## What the task asks
Count how many lines hold the string "components". Answer with that number and nothing more.
**** Data extract ****
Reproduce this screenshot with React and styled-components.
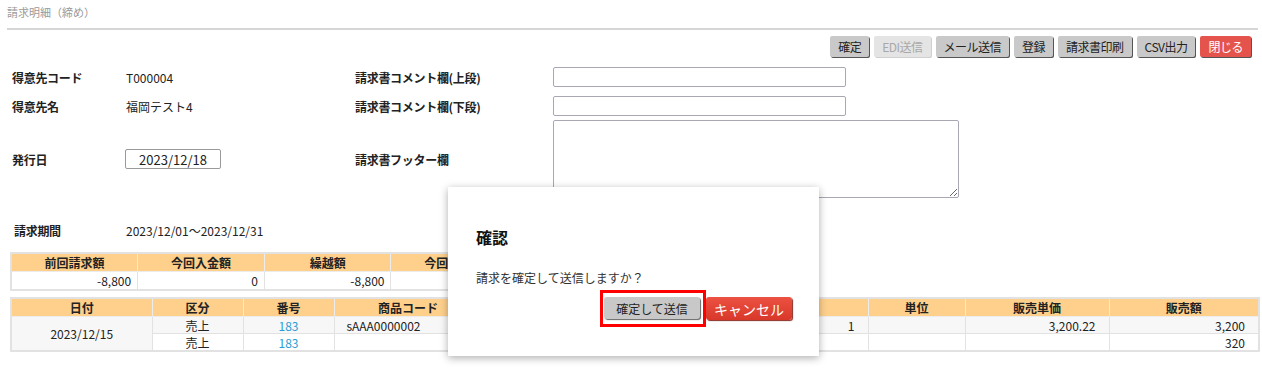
import styled, { createGlobalStyle } from "styled-components";

const GlobalStyle = createGlobalStyle`
  body {
    margin: 0;
    background: #fff;
    color: #222;
    font-family: "Noto Sans CJK JP", "Noto Sans", sans-serif;
    font-size: 12px;
  }
`;

const Page = styled.div`
  position: relative;
  height: 379px;
  padding: 0 4px 0 7px;
  overflow: hidden;
`;

const TitleBar = styled.div`
  height: 28px;
  line-height: 24px;
  border-bottom: 2px solid #d6d6d6;
  color: #9a9a9a;
  font-size: 11px;
`;

const Toolbar = styled.div`
  display: flex;
  justify-content: flex-end;
  gap: 5px;
  margin-top: 6px;
  padding-right: 7px;
`;

const Button = styled.button`
  height: 21px;
  padding: 0 8px;
  border: none;
  border-radius: 2px;
  font-family: inherit;
  font-size: 12px;
  line-height: 21px;
  letter-spacing: -0.5px;
  cursor: pointer;
  background: ${(p) => (p.$variant === "danger" ? "#e5544c" : p.disabled ? "#e4e4e4" : "#c9c9c9")};
  color: ${(p) => (p.$variant === "danger" ? "#fff" : p.disabled ? "#a8a8a8" : "#222")};
  box-shadow: ${(p) => (p.disabled ? "1px 1px 0 #cfcfcf" : "1px 1px 0 #555")};
`;

const FormRow = styled.div`
  display: grid;
  grid-template-columns: 114px 229px 198px 1fr;
  align-items: center;
  height: ${(p) => p.$height}px;
  margin-top: ${(p) => p.$top}px;
  padding-left: 5px;
`;

const Label = styled.div`
  font-weight: bold;
  letter-spacing: -0.3px;
`;

const Value = styled.div``;

const TextInput = styled.input`
  box-sizing: border-box;
  width: ${(p) => p.$width}px;
  height: 20px;
  border: 1px solid #a9a8b2;
  border-radius: 2px;
  padding: 0 4px;
  font-family: inherit;
  font-size: 12px;
`;

const DateInput = styled(TextInput)`
  margin-left: -1px;
  border-color: #9a9a9a;
  text-align: center;
  font-size: 13px;
  color: #222;
`;

const TextArea = styled.textarea`
  box-sizing: border-box;
  width: 406px;
  height: 78px;
  border: 1px solid #a9a8b2;
  border-radius: 2px;
  font-family: inherit;
`;

const PeriodRow = styled.div`
  display: grid;
  grid-template-columns: 112px 1fr;
  align-items: center;
  height: 16px;
  margin-top: 24px;
  padding-left: 7px;
`;

const Table = styled.table`
  border-collapse: collapse;
  table-layout: fixed;
  width: ${(p) => p.$width}px;
  margin: ${(p) => p.$top}px 0 0 3px;
  border: 2px solid #e2e2e2;
  font-size: 12px;
  line-height: 15px;
`;

const Th = styled.th`
  height: 17px;
  padding: 0;
  background: #ffd08c;
  border: 1px solid #ececec;
  font-weight: bold;
  text-align: center;
`;

const Td = styled.td`
  height: ${(p) => p.$height ?? 16}px;
  padding: ${(p) => (p.$align === "left" ? "0 0 0 12px" : p.$align === "right" ? `0 ${p.$pad ?? 13}px 0 0` : "0")};
  border: 1px solid #e2e2e2;
  background: ${(p) => (p.$shade ? "#f7f7f7" : "#fff")};
  text-align: ${(p) => p.$align || "center"};
  white-space: nowrap;
  overflow: hidden;
`;

const LinkText = styled.span`
  color: #2a9dd4;
`;

const Modal = styled.div`
  position: absolute;
  left: 448px;
  top: 187px;
  width: 371px;
  height: 169px;
  box-sizing: border-box;
  padding: 36px 27px 0 28px;
  background: #fff;
  box-shadow: 0 2px 8px rgba(0, 0, 0, 0.32);
`;

const ModalTitle = styled.div`
  font-size: 16px;
  font-weight: bold;
  line-height: 28px;
  color: #111;
`;

const ModalText = styled.div`
  margin-top: 18px;
  line-height: 18px;
  color: #333;
`;

const ModalActions = styled.div`
  display: flex;
  justify-content: flex-end;
  align-items: center;
  margin-top: 3px;
`;

const Highlight = styled.span`
  display: inline-flex;
  padding: 4px 3px 5px 1px;
  border: 3px solid #f00;
`;

const DialogButton = styled.button`
  height: ${(p) => (p.$variant === "danger" ? 23 : 22)}px;
  width: ${(p) => p.$width}px;
  padding: 0;
  border: none;
  border-radius: 3px;
  font-family: inherit;
  font-size: ${(p) => (p.$variant === "danger" ? 14 : 12)}px;
  background: ${(p) => (p.$variant === "danger" ? "linear-gradient(#ec5141, #d8382a)" : "#c8c8c8")};
  color: ${(p) => (p.$variant === "danger" ? "#fff" : "#222")};
  box-shadow: ${(p) => (p.$variant === "danger" ? "1px 1px 1px #8a2a20" : "1px 1px 1px #666")};
`;

const toolbarButtons = [
  { label: "確定" },
  { label: "EDI送信", disabled: true },
  { label: "メール送信" },
  { label: "登録" },
  { label: "請求書印刷" },
  { label: "CSV出力" },
  { label: "閉じる", variant: "danger" },
];

const summaryHeads = ["前回請求額", "今回入金額", "繰越額", "今回売上額", "消費税額", "今回請求額"];
const summaryValues = ["-8,800", "0", "-8,800", "3,520", "320", "-5,280"];

const detailCols = [
  { name: "日付", width: 141 },
  { name: "区分", width: 91 },
  { name: "番号", width: 91 },
  { name: "商品コード", width: 148 },
  { name: "商品名", width: 220 },
  { name: "数量", width: 166 },
  { name: "単位", width: 97 },
  { name: "販売単価", width: 144 },
  { name: "販売額", width: 150 },
];

const App = () => {
  return (
    <>
      <GlobalStyle />
      <Page>
        <TitleBar>請求明細（締め）</TitleBar>

        <Toolbar>
          {toolbarButtons.map((b) => (
            <Button key={b.label} disabled={b.disabled} $variant={b.variant}>
              {b.label}
            </Button>
          ))}
        </Toolbar>

        <FormRow $height={20} $top={10}>
          <Label>得意先コード</Label>
          <Value>T000004</Value>
          <Label>請求書コメント欄(上段)</Label>
          <TextInput $width={293} />
        </FormRow>
        <FormRow $height={20} $top={9}>
          <Label>得意先名</Label>
          <Value>福岡テスト4</Value>
          <Label>請求書コメント欄(下段)</Label>
          <TextInput $width={293} />
        </FormRow>
        <FormRow $height={78} $top={4}>
          <Label>発行日</Label>
          <div>
            <DateInput $width={96} defaultValue="2023/12/18" />
          </div>
          <Label>請求書フッター欄</Label>
          <TextArea />
        </FormRow>

        <PeriodRow>
          <Label>請求期間</Label>
          <Value>2023/12/01～2023/12/31</Value>
        </PeriodRow>

        <Table $width={762} $top={14}>
          <thead>
            <tr>
              {summaryHeads.map((h) => (
                <Th key={h}>{h}</Th>
              ))}
            </tr>
          </thead>
          <tbody>
            <tr>
              {summaryValues.map((v, i) => (
                <Td key={i} $align="right" $pad={6} $height={17}>
                  {v}
                </Td>
              ))}
            </tr>
          </tbody>
        </Table>

        <Table $width={1248} $top={6}>
          <colgroup>
            {detailCols.map((c) => (
              <col key={c.name} style={{ width: c.width }} />
            ))}
          </colgroup>
          <thead>
            <tr>
              {detailCols.map((c) => (
                <Th key={c.name}>{c.name}</Th>
              ))}
            </tr>
          </thead>
          <tbody>
            <tr>
              <Td rowSpan={2} $shade>
                2023/12/15
              </Td>
              <Td $shade>売上</Td>
              <Td $shade>
                <LinkText>183</LinkText>
              </Td>
              <Td $shade $align="left">
                sAAA0000002
              </Td>
              <Td $shade $align="left">
                テスト商品
              </Td>
              <Td $shade $align="right">
                1
              </Td>
              <Td $shade />
              <Td $shade $align="right">
                3,200.22
              </Td>
              <Td $shade $align="right">
                3,200
              </Td>
            </tr>
            <tr>
              <Td>売上</Td>
              <Td>
                <LinkText>183</LinkText>
              </Td>
              <Td />
              <Td $align="left">消費税</Td>
              <Td />
              <Td />
              <Td />
              <Td $align="right">320</Td>
            </tr>
          </tbody>
        </Table>

        <Modal>
          <ModalTitle>確認</ModalTitle>
          <ModalText>請求を確定して送信しますか？</ModalText>
          <ModalActions>
            <Highlight>
              <DialogButton $width={96}>確定して送信</DialogButton>
            </Highlight>
            <DialogButton $variant="danger" $width={86}>
              キャンセル
            </DialogButton>
          </ModalActions>
        </Modal>
      </Page>
    </>
  );
};

export default App;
****
## Output
2